I stand corrected: On 2.6.30-03984-g45e3e19, the highres=off workaround
does not work anymore. Futher my laptop now hangs on the _first_ resume
and no longer only on the second or a later resume cycle.

-Daniel
Comment 23 Rafael J. Wysocki 2009-07-07 10:44:15 UTC
On Tuesday 07 July 2009, Daniel Vetter wrote:
> On Tue, Jul 07, 2009 at 02:00:35AM +0200, Rafael J. Wysocki wrote:
> > This message has been generated automatically as a part of a report
> > of regressions introduced between 2.6.29 and 2.6.30.
> > 
> > The following bug entry is on the current list of known regressions
> > introduced between 2.6.29 and 2.6.30.  Please verify if it still should
> > be listed and let me know (either way).
> > 
> > 
> > Bug-Entry   : http://bugzilla.kernel.org/show_bug.cgi?id=13277
> > Subject             : 2.6.30 regression - hang on 2nd resume - bisected -
> Thinkpad X40
> > Submitter   : Daniel Vetter <daniel@ffwll.ch>
> > Date                : 2009-05-11 10:08 (57 days old)

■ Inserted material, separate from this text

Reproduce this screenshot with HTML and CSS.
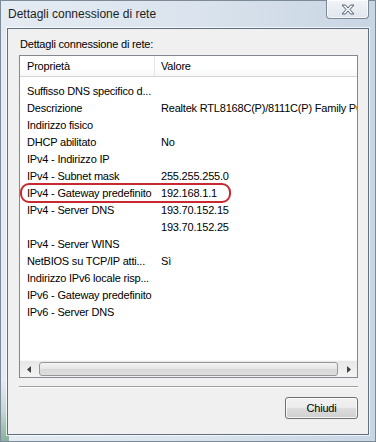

> > Handled-By  : Len Brown <len.brown@intel.com>
> 
> I've now put two different recent kernel versions (2.6.31-rc1-00268 and
> 2.6.31-rc2) through a few days of real-world testing. The machine _never_
> hung on resume. So by whatever means I don't know but I'd say the problem's
> fixed and we can close this report.